▸ Supplied material:
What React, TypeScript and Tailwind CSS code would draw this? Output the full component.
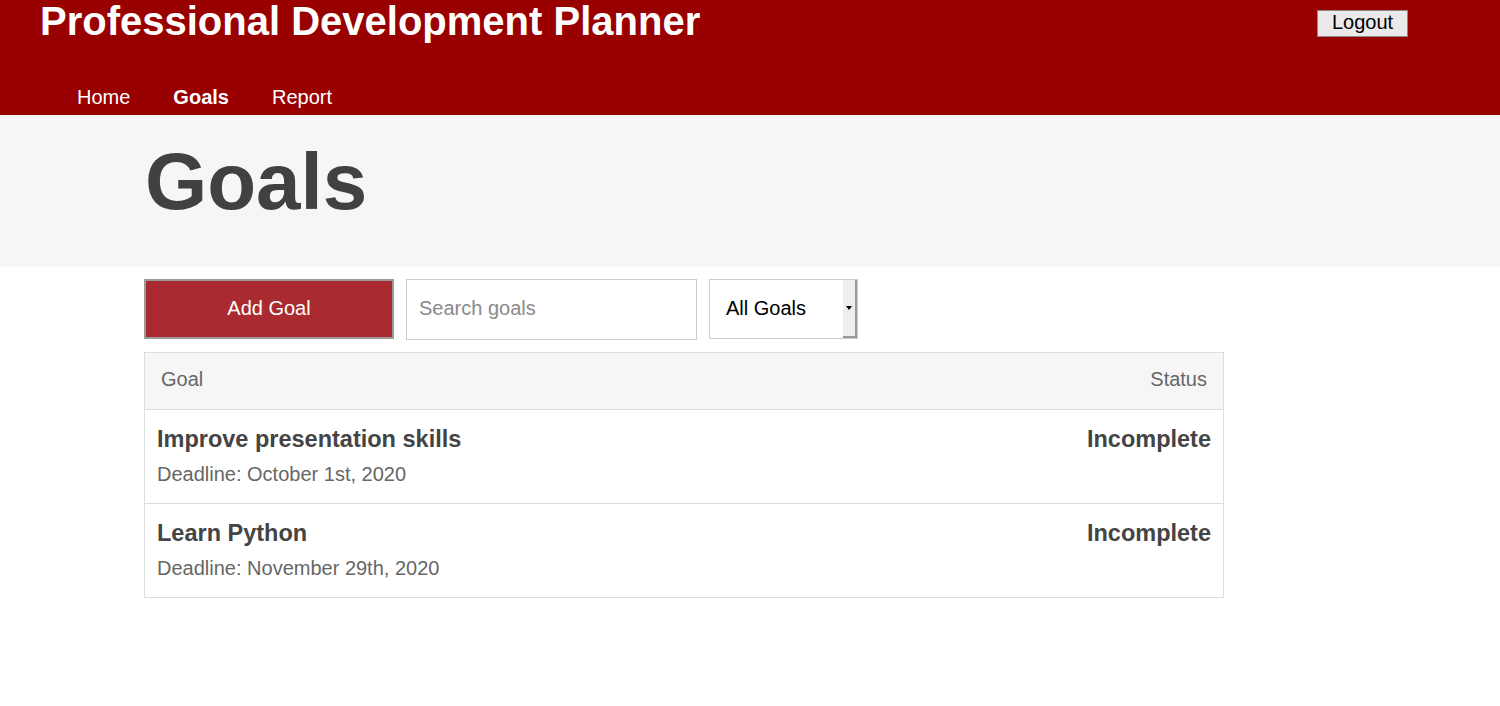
import React from "react";

const goals = [
  { title: "Improve presentation skills", deadline: "October 1st, 2020", status: "Incomplete" },
  { title: "Learn Python", deadline: "November 29th, 2020", status: "Incomplete" },
];

export default function App() {
  return (
    <div className="min-h-[706px] bg-white font-['Liberation_Sans',Arial,sans-serif]">
      {/* header */}
      <header className="h-[115px] bg-[#990000] text-white">
        <div className="flex items-start justify-between pl-[40px] pr-[92px]">
          <h1 className="text-[40px] font-bold leading-[42px]">Professional Development Planner</h1>
          <button className="mt-[10px] h-[27px] w-[91px] border border-[#8a8a8a] bg-[#ebe9e9] pb-[3px] text-[20px] leading-none text-black">
            Logout
          </button>
        </div>
        <nav className="mt-[43px] flex gap-[43px] pl-[77px] text-[20px] leading-[24px]">
          <a>Home</a>
          <a className="font-bold">Goals</a>
          <a>Report</a>
        </nav>
      </header>

      {/* title band */}
      <div className="h-[152px] bg-[#f6f6f6] pl-[145px] pt-[19px]">
        <h2 className="text-[80px] font-bold leading-[96px] text-[#414141]">Goals</h2>
      </div>

      <div className="pl-[144px] pt-[12px]">
        <div className="flex gap-[12px]">
          <button className="h-[60px] w-[250px] border-2 border-[#9a9a9a] bg-[#aa2b2f] pb-[2px] text-[20px] text-white">
            Add Goal
          </button>
          <input
            placeholder="Search goals"
            className="h-[61px] w-[291px] border border-[#cccccc] px-[12px] pb-[2px] text-[20px] placeholder:text-[#8a8a8a] outline-none"
          />
          <div className="flex h-[60px] w-[149px] border border-[#cccccc]">
            <div className="flex flex-1 items-center pb-[2px] pl-[16px] text-[20px] text-black">All Goals</div>
            <div className="flex w-[14px] items-center justify-center border-b-2 border-r-2 border-[#9a9a9a] bg-[#eeeeee]">
              <span className="h-0 w-0 border-x-[3px] border-t-[4px] border-x-transparent border-t-black" />
            </div>
          </div>
        </div>

        <div className="mt-[12px] w-[1080px] border border-[#dddddd]">
          <div className="flex h-[57px] items-center justify-between border-b border-[#dddddd] bg-[#f6f6f6] px-[16px] pb-[4px] text-[20px] text-[#666666]">
            <span>Goal</span>
            <span>Status</span>
          </div>
          {goals.map((g, i) => (
            <div
              key={i}
              className={
                "flex justify-between px-[12px] pt-[16px] " +
                (i < goals.length - 1 ? "h-[94px] border-b border-[#dddddd]" : "h-[93px]")
              }
            >
              <div>
                <div className="text-[23.5px] font-bold leading-[26px] text-[#444444]">{g.title}</div>
                <div className="mt-[10px] text-[20px] leading-[24px] text-[#666666]">Deadline: {g.deadline}</div>
              </div>
              <div className="text-[23.5px] font-bold leading-[26px] text-[#444444]">{g.status}</div>
            </div>
          ))}
        </div>
      </div>
    </div>
  );
}
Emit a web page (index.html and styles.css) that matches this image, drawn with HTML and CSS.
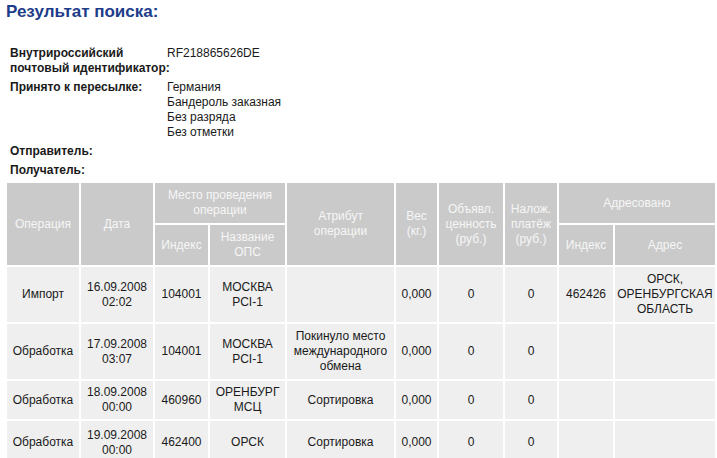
FILE: index.html
```html
<!DOCTYPE html>
<html lang="ru">
<head>
<meta charset="utf-8">
<title>Результат поиска</title>
<link rel="stylesheet" href="styles.css">
</head>
<body>
<h1 class="title">Результат поиска:</h1>

<table class="info">
  <colgroup>
    <col class="info-c-label"><col class="info-c-value">
  </colgroup>
  <tr>
    <th class="info-label">Внутрироссийский<br>почтовый идентификатор:</th>
    <td class="info-value">RF218865626DE</td>
  </tr>
  <tr>
    <th class="info-label">Принято к пересылке:</th>
    <td class="info-value">Германия<br>Бандероль заказная<br>Без разряда<br>Без отметки</td>
  </tr>
  <tr>
    <th class="info-label">Отправитель:</th>
    <td class="info-value"></td>
  </tr>
  <tr>
    <th class="info-label info-last">Получатель:</th>
    <td class="info-value info-last"></td>
  </tr>
</table>

<table class="ops">
  <colgroup>
    <col class="c-op"><col class="c-date"><col class="c-idx"><col class="c-name"><col class="c-attr">
    <col class="c-wt"><col class="c-decl"><col class="c-cod"><col class="c-idx2"><col class="c-addr">
  </colgroup>
  <thead>
    <tr class="hrow">
      <th rowspan="2">Операция</th>
      <th rowspan="2">Дата</th>
      <th colspan="2">Место проведения операции</th>
      <th rowspan="2">Атрибут<br>операции</th>
      <th rowspan="2">Вес<br>(кг.)</th>
      <th rowspan="2">Объявл.<br>ценность<br>(руб.)</th>
      <th rowspan="2">Налож.<br>платёж<br>(руб.)</th>
      <th colspan="2">Адресовано</th>
    </tr>
    <tr class="hrow">
      <th>Индекс</th>
      <th>Название<br>ОПС</th>
      <th>Индекс</th>
      <th>Адрес</th>
    </tr>
  </thead>
  <tbody>
    <tr class="row-tall">
      <td>Импорт</td>
      <td>16.09.2008<br>02:02</td>
      <td>104001</td>
      <td>МОСКВА<br>PCI-1</td>
      <td></td>
      <td>0,000</td>
      <td>0</td>
      <td>0</td>
      <td>462426</td>
      <td>ОРСК,<br>ОРЕНБУРГСКАЯ<br>ОБЛАСТЬ</td>
    </tr>
    <tr class="row-tall">
      <td>Обработка</td>
      <td>17.09.2008<br>03:07</td>
      <td>104001</td>
      <td>МОСКВА<br>PCI-1</td>
      <td>Покинуло место<br>международного<br>обмена</td>
      <td>0,000</td>
      <td>0</td>
      <td>0</td>
      <td></td>
      <td></td>
    </tr>
    <tr class="row-short">
      <td>Обработка</td>
      <td>18.09.2008<br>00:00</td>
      <td>460960</td>
      <td>ОРЕНБУРГ<br>МСЦ</td>
      <td>Сортировка</td>
      <td>0,000</td>
      <td>0</td>
      <td>0</td>
      <td></td>
      <td></td>
    </tr>
    <tr class="row-last">
      <td>Обработка</td>
      <td>19.09.2008<br>00:00</td>
      <td>462400</td>
      <td>ОРСК</td>
      <td>Сортировка</td>
      <td>0,000</td>
      <td>0</td>
      <td>0</td>
      <td></td>
      <td></td>
    </tr>
  </tbody>
</table>
</body>
</html>
```
FILE: styles.css
```css
html, body {
  margin: 0;
  padding: 0;
  background: #ffffff;
  overflow: hidden;
}

body {
  font-family: "Liberation Sans", Arial, sans-serif;
  font-size: 12px;
  line-height: 15px;
  color: #1a1a1a;
}

.title {
  margin: 0;
  padding: 2px 0 0 6px;
  font-size: 17px;
  line-height: 20px;
  font-weight: bold;
  color: #1d3c8a;
}

.info {
  margin: 24px 0 0 10px;
  border-collapse: collapse;
  table-layout: fixed;
  width: 400px;
}

.info-c-label { width: 157px; }
.info-c-value { width: 243px; }

.info-label {
  padding: 0 0 4px 0;
  text-align: left;
  vertical-align: top;
  font-weight: bold;
  white-space: nowrap;
}

.info-value {
  padding: 0 0 4px 0;
  vertical-align: top;
}

.info-last {
  padding-bottom: 0;
}

.ops {
  margin: 3px 0 0 5px;
  border-spacing: 2px;
  table-layout: fixed;
  width: 712px;
}

.c-op { width: 72px; }
.c-date { width: 72px; }
.c-idx { width: 53px; }
.c-name { width: 75px; }
.c-attr { width: 107px; }
.c-wt { width: 41px; }
.c-decl { width: 64px; }
.c-cod { width: 52px; }
.c-idx2 { width: 54px; }
.c-addr { width: 100px; }

.ops th,
.ops td {
  padding: 2px 1px;
  text-align: center;
  vertical-align: middle;
}

.ops th {
  background: #cacaca;
  color: #f6f6f6;
  font-weight: normal;
}

.hrow th {
  height: 36px;
}

.ops td {
  background: #efefef;
  color: #1a1a1a;
  white-space: nowrap;
}

.row-tall td {
  height: 51px;
}

.row-short td {
  height: 34px;
}

.row-last td {
  height: 39px;
}
```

▸ Aim of the task: Repeat only what lies between the start of the data and the end of the line containing "import React from", exactly, with pictures left out.

▸ Written reply:
What React, TypeScript and Tailwind CSS code would draw this? Output the full component.
import React from "react";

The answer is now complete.